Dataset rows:

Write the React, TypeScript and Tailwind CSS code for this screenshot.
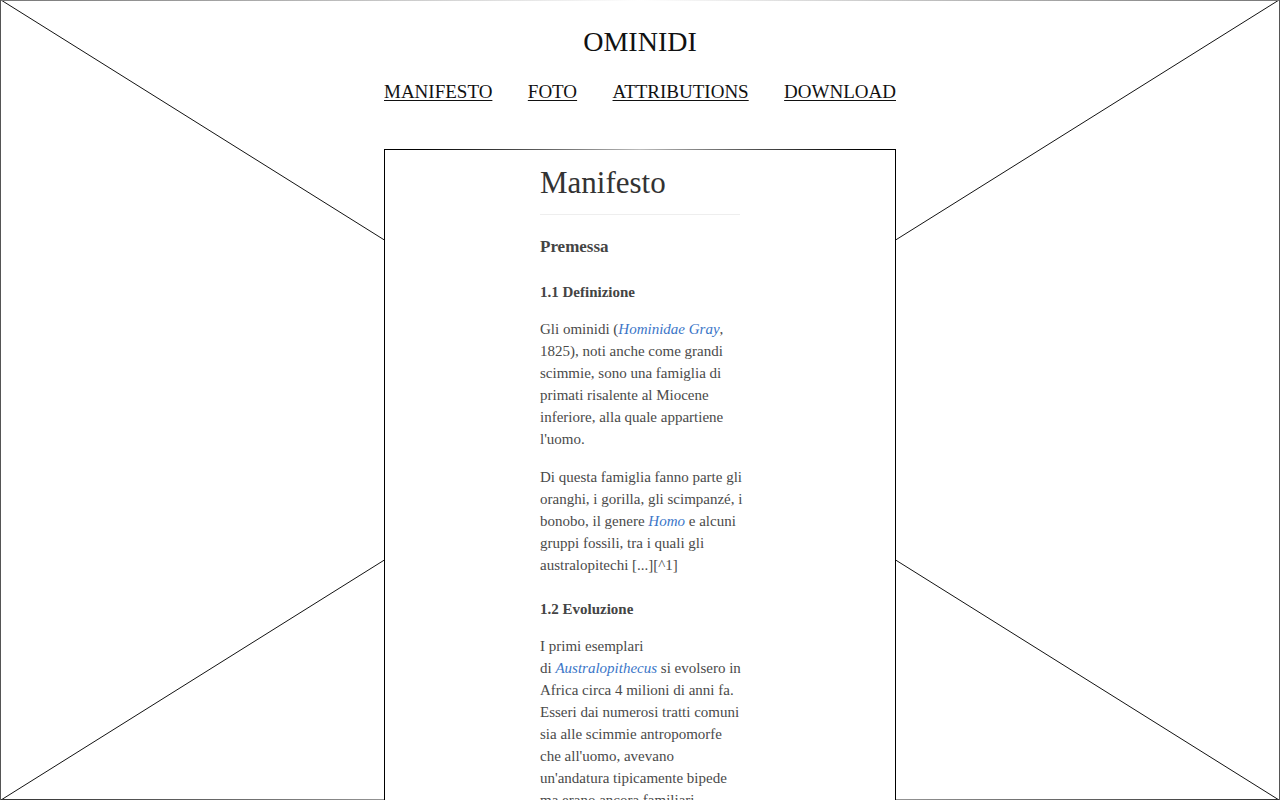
const serif = { fontFamily: '"Liberation Serif", "DejaVu Serif", serif' };

const Link = ({ children }: { children: React.ReactNode }) => (
  <a href="#" className="italic text-[#3b76c8]">
    {children}
  </a>
);

const Lines = ({ lines }: { lines: React.ReactNode[] }) => (
  <p className="text-[15px] leading-[22px] text-[#4a4a4a]">
    {lines.map((l, i) => (
      <span key={i} className="block whitespace-nowrap">
        {l}
      </span>
    ))}
  </p>
);

const App = () => {
  return (
    <div
      className="relative h-[800px] w-full overflow-hidden bg-white border-x border-[#555]"
      style={serif}
    >
      {/* placeholder cross behind everything */}
      <svg
        className="absolute inset-0 h-full w-full"
        viewBox="0 0 1280 800"
        preserveAspectRatio="none"
      >
        <line x1="0" y1="0" x2="1280" y2="800" stroke="#111" strokeWidth="1" />
        <line x1="1280" y1="0" x2="0" y2="800" stroke="#111" strokeWidth="1" />
      </svg>
      <div className="absolute left-0 right-0 top-0 h-px bg-gradient-to-r from-[#777] via-white to-[#777]" />
      <div className="absolute left-0 right-0 bottom-0 h-px bg-gradient-to-r from-[#333] via-[#ddd] to-[#333]" />

      <div className="relative flex flex-col items-center">
        {/* header */}
        <h1 className="mt-[24px] text-[28px] leading-[36px] text-[#111]">OMINIDI</h1>
        <nav className="mt-[20px] flex w-[512px] justify-between text-[19px] leading-[24px] text-[#111]">
          <a href="#" className="underline underline-offset-[2px]">MANIFESTO</a>
          <a href="#" className="underline underline-offset-[2px]">FOTO</a>
          <a href="#" className="underline underline-offset-[2px]">ATTRIBUTIONS</a>
          <a href="#" className="underline underline-offset-[2px]">DOWNLOAD</a>
        </nav>

        {/* content card */}
        <div className="mt-[45px] w-[512px] bg-white border-x border-black">
          <div className="h-px w-full bg-gradient-to-r from-black via-[#bbb] to-black" />
          <article className="mx-auto w-[200px] pt-[14px] pb-10 text-[#333]">
            <h2 className="border-b border-[#eee] pb-3 text-[31px] leading-[38px] text-[#333]">
              Manifesto
            </h2>
            <h3 className="mt-[20px] text-[17px] leading-[24px] font-bold text-[#444]">Premessa</h3>
            <h4 className="mt-[22px] text-[15px] leading-[22px] font-bold text-[#444]">1.1 Definizione</h4>
            <div className="mt-[15px]">
              <Lines
                lines={[
                  <>
                    Gli ominidi (<Link>Hominidae Gray</Link>,
                  </>,
                  "1825), noti anche come grandi",
                  "scimmie, sono una famiglia di",
                  "primati risalente al Miocene",
                  "inferiore, alla quale appartiene",
                  "l'uomo.",
                ]}
              />
            </div>
            <div className="mt-[16px]">
              <Lines
                lines={[
                  "Di questa famiglia fanno parte gli",
                  "oranghi, i gorilla, gli scimpanzé, i",
                  <>
                    bonobo, il genere <Link>Homo</Link> e alcuni
                  </>,
                  "gruppi fossili, tra i quali gli",
                  "australopitechi [...][^1]",
                ]}
              />
            </div>
            <h4 className="mt-[22px] text-[15px] leading-[22px] font-bold text-[#444]">1.2 Evoluzione</h4>
            <div className="mt-[15px]">
              <Lines
                lines={[
                  "I primi esemplari",
                  <>
                    di <Link>Australopithecus</Link> si evolsero in
                  </>,
                  "Africa circa 4 milioni di anni fa.",
                  "Esseri dai numerosi tratti comuni",
                  "sia alle scimmie antropomorfe",
                  "che all'uomo, avevano",
                  "un'andatura tipicamente bipede",
                  "ma erano ancora familiari",
                  "all'ambiente degli alberi.",
                ]}
              />
            </div>
          </article>
        </div>
      </div>
    </div>
  );
};

export default App;
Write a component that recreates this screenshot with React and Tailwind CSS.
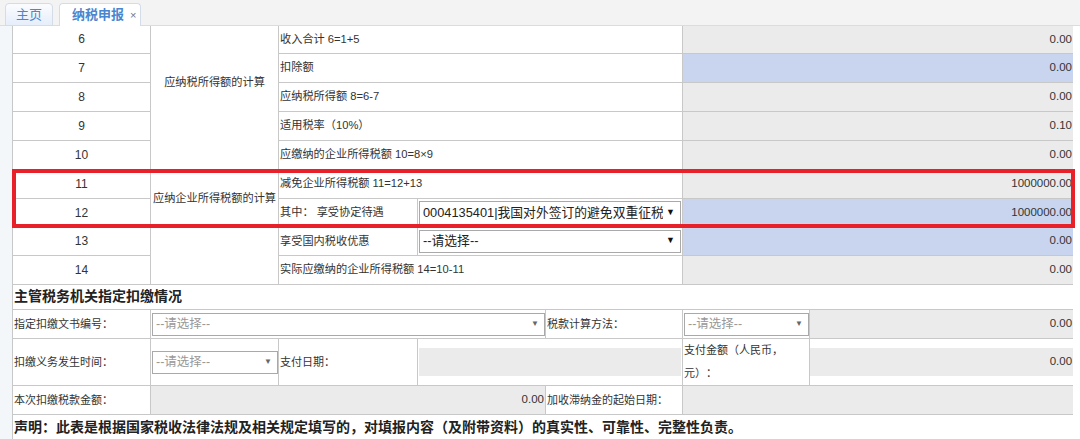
import React from 'react';

const bd = 'border border-[#c8c8c8]';

const rows = [
  { n: 6, label: '收入合计 6=1+5', v: '0.00' },
  { n: 7, label: '扣除额', v: '0.00', blue: true },
  { n: 8, label: '应纳税所得额 8=6-7', v: '0.00' },
  { n: 9, label: '适用税率（10%）', v: '0.10' },
  { n: 10, label: '应缴纳的企业所得税额 10=8×9', v: '0.00' },
];

function Select({ text, dim, small, className = '' }) {
  return (
    <div className={`flex items-center bg-white border border-[#a9a9a9] ${className}`}>
      <span className={`flex-1 min-w-0 overflow-hidden whitespace-nowrap pl-[3px] ${dim ? 'text-[#999] text-[12.5px]' : 'text-[#222] text-[12.8px]'}`}>{text}</span>
      <span className={`shrink-0 pl-[3px] pr-[5px] ${small ? 'text-[8px] text-[#666]' : 'text-[9px] text-[#111]'}`}>▼</span>
    </div>
  );
}

function Val({ v, blue }) {
  return (
    <td className={`${bd} ${blue ? 'bg-[#c9d5ee]' : 'bg-[#ebebeb]'} text-right pr-[1px] text-[11.5px] text-[#333]`}>{v}</td>
  );
}

export default function App() {
  return (
    <div className="w-[1080px] h-[439px] overflow-hidden bg-white text-[#333] [text-spacing-trim:space-all]" style={{ fontFamily: '"Liberation Sans","Noto Sans CJK SC",sans-serif' }}>
      {/* tabs */}
      <div className="h-[26px] bg-[#f3f3f3] border-b border-[#dcdcdc] flex items-end pl-[5px] gap-[6px]">
        <div className="h-[23px] w-[48px] -mb-px rounded-t-[4px] border border-[#d4dce8] bg-gradient-to-b from-[#fbfcfe] to-[#e6eefa] flex items-center justify-center text-[13px] text-[#4a86d0]">主页</div>
        <div className="h-[23px] w-[82px] -mb-px rounded-t-[4px] border border-b-0 border-[#d4dce8] bg-white flex items-center pl-[12px] gap-[6px]">
          <span className="text-[13px] font-bold text-[#4a86d0]">纳税申报</span>
          <span className="text-[11px] text-[#777]">×</span>
        </div>
      </div>

      <div className="relative flex">
        <div className="w-[12px] shrink-0 bg-[#f4f7fa]" />
        <div className="w-[1061px] shrink-0">
          <table className="w-[1061px] table-fixed border-collapse text-[11.2px]">
            <colgroup>
              <col className="w-[138px]" />
              <col className="w-[128px]" />
              <col className="w-[139px]" />
              <col className="w-[265px]" />
              <col className="w-[391px]" />
            </colgroup>
            <tbody>
              {rows.map((r, i) => (
                <tr key={r.n} className={i === 0 ? 'h-[27px]' : 'h-[29px]'}>
                  <td className={`${bd} ${i === 0 ? 'border-t-0' : ''} text-center text-[12px]`}>{r.n}</td>
                  {i === 0 && (
                    <td rowSpan={5} className={`${bd} border-t-0 text-center align-middle pb-[30px]`}>应纳税所得额的计算</td>
                  )}
                  <td colSpan={2} className={`${bd} ${i === 0 ? 'border-t-0' : ''} pl-[1px]`}>{r.label}</td>
                  <td className={`${bd} ${i === 0 ? 'border-t-0' : ''} ${r.blue ? 'bg-[#c9d5ee]' : 'bg-[#ebebeb]'} text-right pr-[1px] text-[11.5px]`}>{r.v}</td>
                </tr>
              ))}
              <tr className="h-[29px]">
                <td className={`${bd} text-center text-[12px]`}>11</td>
                <td rowSpan={2} className={`${bd} text-center whitespace-nowrap px-0`}>应纳企业所得税额的计算</td>
                <td colSpan={2} className={`${bd} pl-[1px]`}>减免企业所得税额 11=12+13</td>
                <Val v="1000000.00" />
              </tr>
              <tr className="h-[29px]">
                <td className={`${bd} text-center text-[12px]`}>12</td>
                <td className={`${bd} pl-[1px]`}>其中： 享受协定待遇</td>
                <td className={`${bd} p-0`}>
                  <Select text="0004135401|我国对外签订的避免双重征税协定" className="h-[24px] mx-px" />
                </td>
                <Val v="1000000.00" blue />
              </tr>
              <tr className="h-[28px]">
                <td className={`${bd} text-center text-[12px]`}>13</td>
                <td rowSpan={2} className={bd}></td>
                <td className={`${bd} pl-[1px]`}>享受国内税收优惠</td>
                <td className={`${bd} p-0`}>
                  <Select text="--请选择--" className="h-[23px] mx-px" />
                </td>
                <Val v="0.00" blue />
              </tr>
              <tr className="h-[29px]">
                <td className={`${bd} text-center text-[12px]`}>14</td>
                <td colSpan={2} className={`${bd} pl-[1px]`}>实际应缴纳的企业所得税额 14=10-11</td>
                <Val v="0.00" />
              </tr>
            </tbody>
          </table>

          <table className="w-[1061px] table-fixed border-collapse text-[11px]">
            <colgroup>
              <col className="w-[138px]" />
              <col className="w-[128px]" />
              <col className="w-[139px]" />
              <col className="w-[128px]" />
              <col className="w-[137px]" />
              <col className="w-[127px]" />
              <col className="w-[264px]" />
            </colgroup>
            <tbody>
              <tr className="h-[25px]">
                <td colSpan={7} className={`${bd} border-t-0 pl-px text-[14px] font-bold text-[#222]`}>主管税务机关指定扣缴情况</td>
              </tr>
              <tr className="h-[29px]">
                <td className={`${bd} pl-px`}>指定扣缴文书编号：</td>
                <td colSpan={3} className={`${bd} p-0`}>
                  <Select text="--请选择--" dim small className="h-[23px] mx-px mr-0" />
                </td>
                <td className={`${bd} pl-px`}>税款计算方法：</td>
                <td className={`${bd} p-0`}>
                  <Select text="--请选择--" dim small className="h-[23px] mx-px mr-0" />
                </td>
                <Val v="0.00" />
              </tr>
              <tr className="h-[47px]">
                <td className={`${bd} pl-px`}>扣缴义务发生时间：</td>
                <td className={`${bd} p-0`}>
                  <Select text="--请选择--" dim small className="h-[23px] mx-px mr-0" />
                </td>
                <td className={`${bd} pl-px`}>支付日期：</td>
                <td colSpan={2} className={`${bd} p-0`}>
                  <div className="h-[28px] mx-px bg-[#ebebeb]" />
                </td>
                <td className={`${bd} pl-px leading-[23px]`}>支付金额（人民币，元）：</td>
                <td className={`${bd} p-0`}>
                  <div className="h-[28px] flex items-center justify-end pr-px bg-[#ebebeb] text-[11.5px]">0.00</div>
                </td>
              </tr>
              <tr className="h-[29px]">
                <td className={`${bd} pl-px`}>本次扣缴税款金额：</td>
                <td colSpan={3} className={`${bd} bg-[#ebebeb] text-right pr-px text-[11.5px]`}>0.00</td>
                <td className={`${bd} pl-px whitespace-nowrap`}>加收滞纳金的起始日期：</td>
                <td colSpan={2} className={`${bd} bg-[#ebebeb]`}></td>
              </tr>
              <tr className="h-[25px]">
                <td colSpan={7} className={`${bd} pl-px text-[14px] font-bold text-[#222] whitespace-nowrap`}>
                  声明：此表是根据国家税收法律法规及相关规定填写的，对填报内容（及附带资料）的真实性、可靠性、完整性负责。
                </td>
              </tr>
            </tbody>
          </table>
        </div>
        <div className="flex-1 bg-white" />

        {/* highlight box */}
        <div className="absolute left-[12px] top-[143px] w-[1063px] h-[59px] border-4 border-[#e8202a] pointer-events-none" />
      </div>
    </div>
  );
}
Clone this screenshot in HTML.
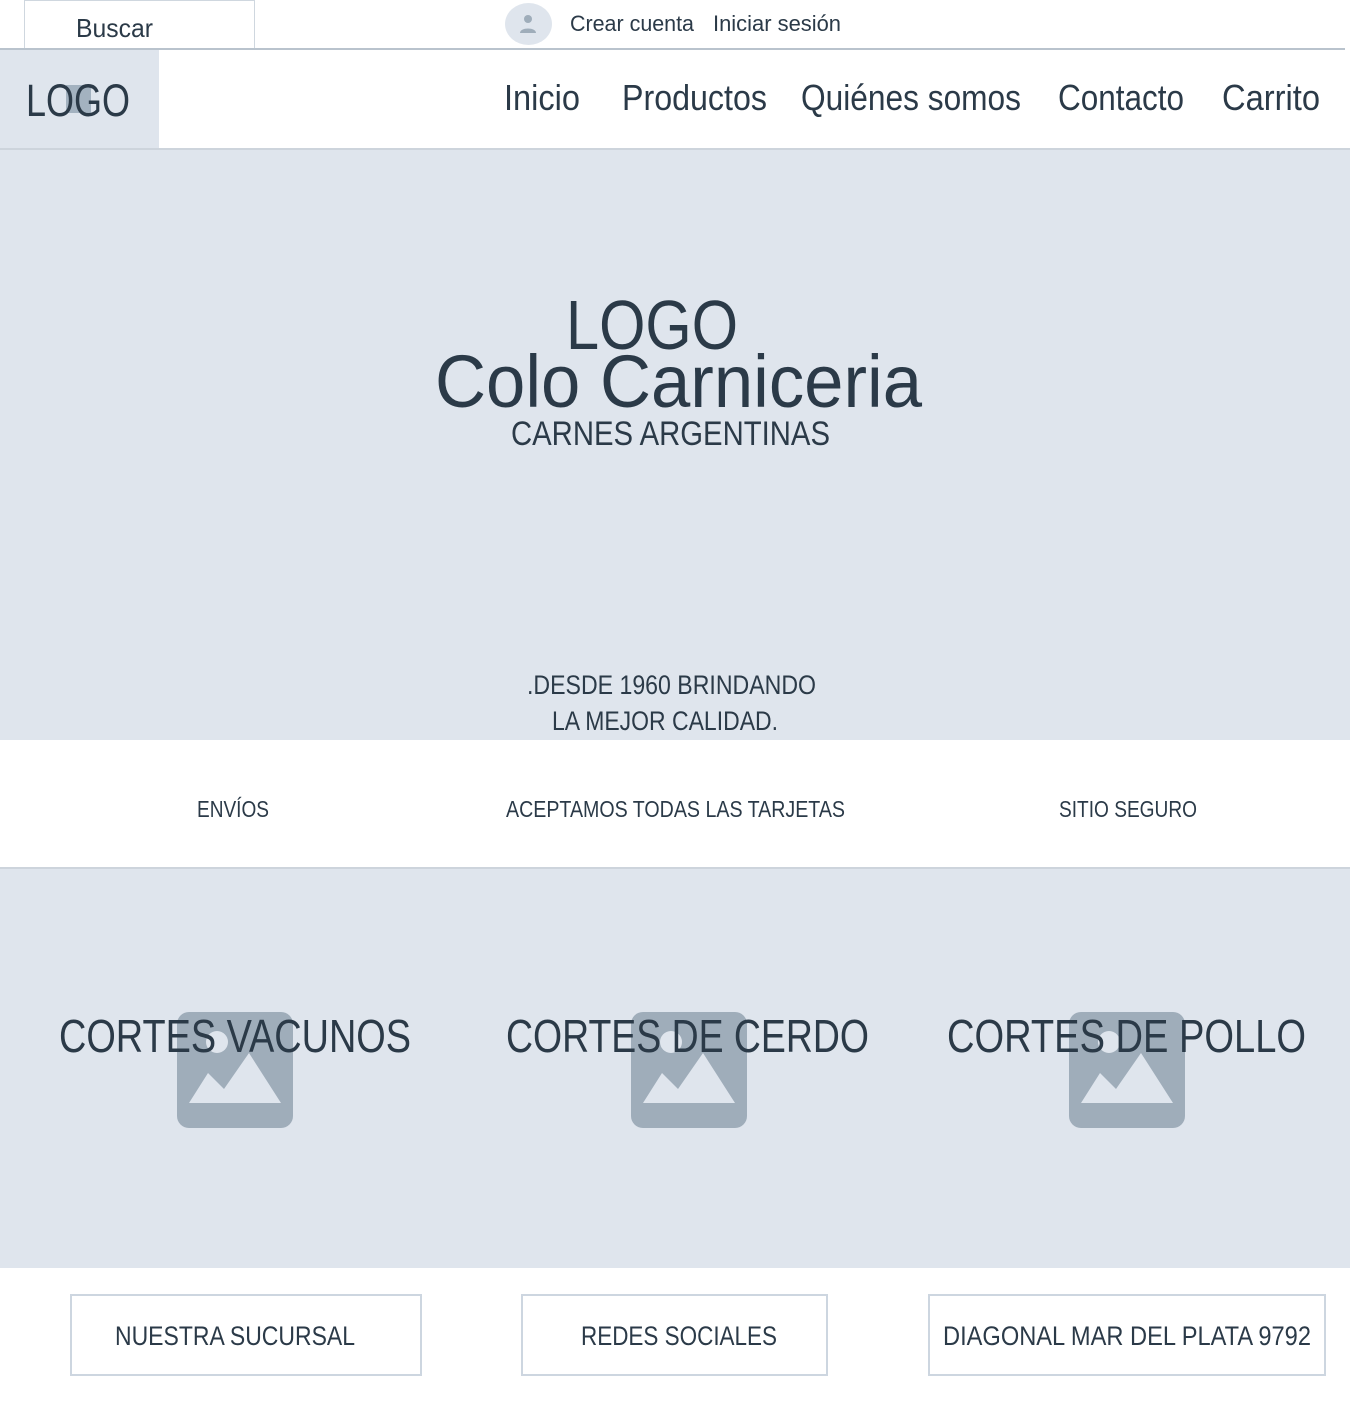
<!DOCTYPE html>
<html><head><meta charset="utf-8">
<style>
html,body{margin:0;padding:0}
body{width:1350px;height:1405px;position:relative;background:#fff;overflow:hidden;font-family:"Liberation Sans",sans-serif;color:#2b3a48}
.b{position:absolute}
.t{position:absolute;white-space:nowrap;line-height:1;transform-origin:0 0}
.img{position:absolute;width:116px;height:116px}
</style></head><body>
<!-- top bar -->
<div class="b" style="left:24px;top:0;width:229px;height:48px;border:1px solid #cfd7df;border-bottom:none;background:#fff"></div>
<div class="b" style="left:0;top:48px;width:1345px;height:2px;background:#b9c3cd"></div>
<div class="b" style="left:505px;top:3px;width:47px;height:42px;border-radius:50%;background:#dfe5ed"></div>
<svg class="b" style="left:516px;top:12px" width="24" height="24" viewBox="0 0 24 24"><circle cx="12" cy="7" r="4" fill="#9fadba"/><path d="M4 21 C4 15 20 15 20 21 Z" fill="#9fadba"/></svg>
<!-- nav -->
<div class="b" style="left:0;top:50px;width:159px;height:99px;background:#dfe5ed"></div>
<div class="b" style="left:0;top:148px;width:1350px;height:2px;background:#cdd4dc"></div>
<div class="b" style="left:66px;top:85px;width:25px;height:28px;background:#a3b2c0"></div>
<!-- hero -->
<div class="b" style="left:0;top:150px;width:1350px;height:590px;background:#dfe5ed"></div>
<!-- features border -->
<div class="b" style="left:0;top:867px;width:1350px;height:2px;background:#cdd4dc"></div>
<!-- categories -->
<div class="b" style="left:0;top:869px;width:1350px;height:399px;background:#dfe5ed"></div>
<svg class="img" style="left:177px;top:1012px" viewBox="0 0 116 116"><rect width="116" height="116" rx="12" fill="#9fadba"/><circle cx="40" cy="30" r="11" fill="#dfe5ed"/><path d="M12 91 L31 61 L47 77 L72 41 L104 91 Z" fill="#dfe5ed"/></svg>
<svg class="img" style="left:631px;top:1012px" viewBox="0 0 116 116"><rect width="116" height="116" rx="12" fill="#9fadba"/><circle cx="40" cy="30" r="11" fill="#dfe5ed"/><path d="M12 91 L31 61 L47 77 L72 41 L104 91 Z" fill="#dfe5ed"/></svg>
<svg class="img" style="left:1069px;top:1012px" viewBox="0 0 116 116"><rect width="116" height="116" rx="12" fill="#9fadba"/><circle cx="40" cy="30" r="11" fill="#dfe5ed"/><path d="M12 91 L31 61 L47 77 L72 41 L104 91 Z" fill="#dfe5ed"/></svg>
<!-- buttons -->
<div class="b" style="left:70px;top:1294px;width:348px;height:78px;border:2px solid #cdd6e0"></div>
<div class="b" style="left:521px;top:1294px;width:303px;height:78px;border:2px solid #cdd6e0"></div>
<div class="b" style="left:928px;top:1294px;width:394px;height:78px;border:2px solid #cdd6e0"></div>

<!-- texts -->
<div class="t" style="left:76px;top:15px;font-size:26px;--w:77">Buscar</div>
<div class="t" style="left:570px;top:13px;font-size:22px;--w:124">Crear cuenta</div>
<div class="t" style="left:713px;top:13px;font-size:22px;--w:128">Iniciar sesión</div>
<div class="t" style="left:26px;top:78px;font-size:45px;--w:104">LOGO</div>
<div class="t" style="left:504px;top:80px;font-size:36px;--w:76">Inicio</div>
<div class="t" style="left:622px;top:80px;font-size:36px;--w:145">Productos</div>
<div class="t" style="left:801px;top:80px;font-size:36px;--w:220">Quiénes somos</div>
<div class="t" style="left:1058px;top:80px;font-size:36px;--w:126">Contacto</div>
<div class="t" style="left:1222px;top:80px;font-size:36px;--w:98">Carrito</div>

<div class="t" style="left:566px;top:290px;font-size:70px;--w:172">LOGO</div>
<div class="t" style="left:435px;top:345px;font-size:74px;--w:487">Colo Carniceria</div>
<div class="t" style="left:511px;top:417px;font-size:34px;--w:319">CARNES ARGENTINAS</div>
<div class="t" style="left:527px;top:672px;font-size:27px;--w:289">.DESDE 1960 BRINDANDO</div>
<div class="t" style="left:552px;top:708px;font-size:27px;--w:226">LA MEJOR CALIDAD.</div>

<div class="t" style="left:197px;top:798px;font-size:23px;--w:72">ENVÍOS</div>
<div class="t" style="left:506px;top:798px;font-size:23px;--w:339">ACEPTAMOS TODAS LAS TARJETAS</div>
<div class="t" style="left:1059px;top:798px;font-size:23px;--w:138">SITIO SEGURO</div>

<div class="t" style="left:59px;top:1013px;font-size:46px;--w:352">CORTES VACUNOS</div>
<div class="t" style="left:506px;top:1013px;font-size:46px;--w:363">CORTES DE CERDO</div>
<div class="t" style="left:947px;top:1013px;font-size:46px;--w:359">CORTES DE POLLO</div>

<div class="t" style="left:115px;top:1323px;font-size:27px;--w:240">NUESTRA SUCURSAL</div>
<div class="t" style="left:581px;top:1323px;font-size:27px;--w:196">REDES SOCIALES</div>
<div class="t" style="left:943px;top:1323px;font-size:27px;--w:368">DIAGONAL MAR DEL PLATA 9792</div>

<script>
document.querySelectorAll('.t').forEach(function(e){
  var w=parseFloat(e.style.getPropertyValue('--w'));
  var r=e.getBoundingClientRect().width;
  if(w&&r) e.style.transform='scaleX('+(w/r)+')';
});
</script>
</body></html>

» Required work
From the listing above, collect each line in which the string "Write" appears.

» Finished answer
Write the React, TypeScript and Tailwind CSS code for this screenshot.
Write a component that recreates this screenshot with React and Tailwind CSS.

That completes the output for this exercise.